By Sophie Knight and Reiji Murai
TOKYO (Reuters) - Sony Corp Chief Executive Offer Kazuo Hirai is seeking to cure a TV business that has lost $7.8 billion over a decade by isolating it to speed up decisions on future strategy.
Hirai is spinning off TV operations into a separate business in the latest attempt to fix a division that he says for now remains central to the Japanese electronics maker. It's part of a broader restructuring: Sony also confirmed on Thursday it will sell its Vaio personal computer division, effectively ending 17 years in that business.
Sony said charges associated with the moves will combine with weaker showings than it expected in mobile phones, TVs and PCs to pitch it into a net loss this fiscal year of 110 billion yen ($1.1 billion). The maker of Bravia TVs and Playstation game consoles will cut 5,000 jobs - just over 3 percent of its global staff - as a result of the shakeup, counting on saving 100 billion yen in annual fixed costs.
Two years into the job, Hirai's gambit comes as Japan's electronics firms struggle to compete with deep-pocketed industry giants like Apple Inc and Samsung Electronics Co that dominate sales consumer gadgets like smartphone and tablet computers. Local peers Panasonic Corp and Sharp Corp are ahead of Sony on restructuring - the Vaio sale marks the first time Hirai has pulled a major consumer product line.
Speaking to reporters in Tokyo, Hirai said spinning the TV unit off into a wholly owned subsidiary did not mean a disposal is imminent. "If you are asking if we have any plan to sell off our TV business, I can say we have absolutely no plan to do so right now," he said.
But the CEO underlined that while he believes he can restore the company to lasting profit, it has to change. "I think we are heading in the right direction, and by making it a separate company we will speed decision-making up. As for the future, there are many possibilities, and not just for our TV business."

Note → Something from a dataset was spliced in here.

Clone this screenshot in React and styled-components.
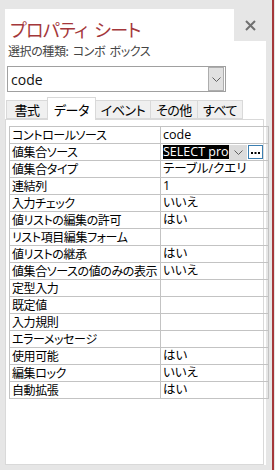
import styled, { createGlobalStyle } from "styled-components";

const GlobalStyle = createGlobalStyle`
  html, body {
    margin: 0;
    padding: 0;
    background: #e6e6e6;
  }
  body {
    font-family: "Open Sans", "Noto Sans CJK JP", sans-serif;
    font-feature-settings: "palt";
    color: #000;
  }
`;

const tabs = ["書式", "データ", "イベント", "その他", "すべて"];

const rows = [
  { name: "コントロールソース", value: "code" },
  { name: "値集合ソース", value: "SELECT products.code FROM products;", selected: true },
  { name: "値集合タイプ", value: "テーブル/クエリ" },
  { name: "連結列", value: "1" },
  { name: "入力チェック", value: "いいえ" },
  { name: "値リストの編集の許可", value: "はい" },
  { name: "リスト項目編集フォーム", value: "" },
  { name: "値リストの継承", value: "はい" },
  { name: "値集合ソースの値のみの表示", value: "いいえ" },
  { name: "定型入力", value: "" },
  { name: "既定値", value: "" },
  { name: "入力規則", value: "" },
  { name: "エラーメッセージ", value: "" },
  { name: "使用可能", value: "はい" },
  { name: "編集ロック", value: "いいえ" },
  { name: "自動拡張", value: "はい" },
];

function Chevron() {
  return (
    <svg width="9" height="5" viewBox="0 0 9 5">
      <polyline points="0.5,0.5 4.5,4.5 8.5,0.5" fill="none" stroke="#606060" strokeWidth="1" />
    </svg>
  );
}

export default function App() {
  return (
    <>
      <GlobalStyle />
      <Page>
        <Sheet>
          <Header>
            <TitleBox>
              <Title>
                プロパティ<Gap />シート
              </Title>
            </TitleBox>
            <CloseBox>
              <svg width="11" height="11" viewBox="0 0 11 11">
                <path d="M1 1 L10 10 M10 1 L1 10" stroke="#707070" strokeWidth="2" />
              </svg>
            </CloseBox>
          </Header>
          <Body>
            <Subtitle>選択の種類: コンボ ボックス</Subtitle>
            <Combo>
              <ComboText>code</ComboText>
              <ComboButton>
                <Chevron />
              </ComboButton>
            </Combo>
            <TabRow>
              {tabs.map((t, i) => (
                <Tab key={t} $active={i === 1}>
                  {t}
                </Tab>
              ))}
            </TabRow>
            <TabPanel>
              <Grid>
                <tbody>
                  {rows.map((r) => (
                    <tr key={r.name}>
                      <NameCell>{r.name}</NameCell>
                      <ValueCell>
                        {r.selected ? (
                          <SelectedValue>
                            <Highlight>{r.value}</Highlight>
                            <CellDrop>
                              <Chevron />
                            </CellDrop>
                            <Dots>
                              <svg width="9" height="3" viewBox="0 0 9 3">
                                <rect x="0" y="0" width="2" height="2" fill="#000" />
                                <rect x="3.5" y="0" width="2" height="2" fill="#000" />
                                <rect x="7" y="0" width="2" height="2" fill="#000" />
                              </svg>
                            </Dots>
                          </SelectedValue>
                        ) : (
                          r.value
                        )}
                      </ValueCell>
                    </tr>
                  ))}
                </tbody>
              </Grid>
            </TabPanel>
          </Body>
        </Sheet>
        <RedLine />
      </Page>
    </>
  );
}

const Page = styled.div`
  display: flex;
  width: 275px;
  height: 470px;
  background: #e6e6e6;
  overflow: hidden;
`;

const Sheet = styled.div`
  display: flex;
  flex-direction: column;
  width: 261px;
  margin: 9px 0 5px 5px;
`;

const Header = styled.div`
  display: flex;
  height: 32px;
`;

const TitleBox = styled.div`
  width: 229px;
  background: #fff;
  padding: 8px 0 0 5px;
  box-sizing: border-box;
`;

const Title = styled.div`
  display: flex;
  font-family: "Noto Sans CJK JP", sans-serif;
  font-size: 18px;
  line-height: 24px;
  letter-spacing: -0.6px;
  color: #a4373a;
`;

const Gap = styled.span`
  width: 7px;
`;

const CloseBox = styled.div`
  flex: 1;
  display: flex;
  align-items: center;
  justify-content: center;
`;

const Body = styled.div`
  flex: 1;
  display: flex;
  flex-direction: column;
  background: #fff;
  padding-right: 2px;
`;

const Subtitle = styled.div`
  height: 20px;
  line-height: 20px;
  padding-left: 3px;
  font-family: "Noto Sans CJK JP", sans-serif;
  font-size: 12px;
  letter-spacing: -0.4px;
  word-spacing: 2px;
  color: #444;
`;

const Combo = styled.div`
  display: flex;
  align-items: center;
  width: 219px;
  height: 26px;
  box-sizing: border-box;
  margin: 5px 0 0 2px;
  border: 1px solid #a0a0a0;
  padding-right: 1px;
`;

const ComboText = styled.div`
  flex: 1;
  padding-left: 3px;
  font-size: 14px;
  color: #111;
`;

const ComboButton = styled.div`
  display: flex;
  align-items: center;
  justify-content: center;
  width: 16px;
  height: 24px;
  box-sizing: border-box;
  background: #e1e1e1;
  border: 1px solid #adadad;
`;

const TabRow = styled.div`
  display: flex;
  align-items: flex-end;
  height: 22px;
  margin: 5px 0 0 2px;
`;

const Tab = styled.div`
  display: flex;
  align-items: center;
  justify-content: center;
  box-sizing: border-box;
  height: ${(p) => (p.$active ? "23px" : "19px")};
  margin-bottom: ${(p) => (p.$active ? "-1px" : "0")};
  padding: 0 ${(p) => (p.$active ? "6px" : "5px")};
  min-width: 42px;
  background: ${(p) => (p.$active ? "#fff" : "#f0f0f0")};
  border: 1px solid #d9d9d9;
  border-bottom: ${(p) => (p.$active ? "none" : "1px solid #d9d9d9")};
  margin-left: -1px;
  position: relative;
  z-index: ${(p) => (p.$active ? 1 : 0)};
  font-family: "Noto Sans CJK JP", sans-serif;
  font-size: 13px;
  letter-spacing: -0.5px;
  color: #000;
`;

const TabPanel = styled.div`
  flex: 1;
  border: 1px solid #d9d9d9;
  padding: 6px 0 0 3px;
`;

const Grid = styled.table`
  border-collapse: collapse;
  table-layout: fixed;
  width: 253px;

  td {
    border: 1px solid #c3c3c3;
    height: 16px;
    padding: 0 0 0 2px;
    line-height: 16px;
    font-size: 12.5px;
    white-space: nowrap;
    overflow: hidden;
  }
`;

const NameCell = styled.td`
  width: 148px;
  font-family: "Noto Sans CJK JP", sans-serif;
  letter-spacing: -0.4px;

  && {
    font-size: 12px;
  }
`;

const ValueCell = styled.td`
  width: 105px;
`;

const SelectedValue = styled.div`
  display: flex;
  align-items: center;
  height: 16px;
`;

const Highlight = styled.div`
  width: 66px;
  height: 14px;
  line-height: 14px;
  background: #000;
  color: #fff;
  overflow: hidden;
  white-space: nowrap;
`;

const CellDrop = styled.div`
  display: flex;
  align-items: center;
  justify-content: center;
  width: 18px;
  height: 15px;
  background: #dcdcdc;
`;

const Dots = styled.div`
  display: flex;
  align-items: flex-end;
  justify-content: center;
  width: 15px;
  height: 14px;
  box-sizing: border-box;
  margin-left: 1px;
  padding-bottom: 3px;
  border: 1px solid #3c7fb1;
  background: #fff;
`;

const RedLine = styled.div`
  width: 2px;
  margin-left: auto;
  margin-right: 1px;
  background: #a4373a;
`;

Having previously forecast a net profit of 30 billion yen for the current fiscal year, Sony is now heading for its fifth net loss within six years. The profit recorded in the year ended March 2013, Hirai's first in charge, was helped by the sale of two landmark properties in New York and Tokyo.
The company has come under fire from investors like Third Point's Daniel Loeb for failing to maximize value in some of its business lines. The comparison with Panasonic is on the surface unflattering: The rival has already swallowed expensive restructuring charges in a recovery from losses of $15 billion loss over two years to March 2013 to a forecast net profit of 30 billion yen this year.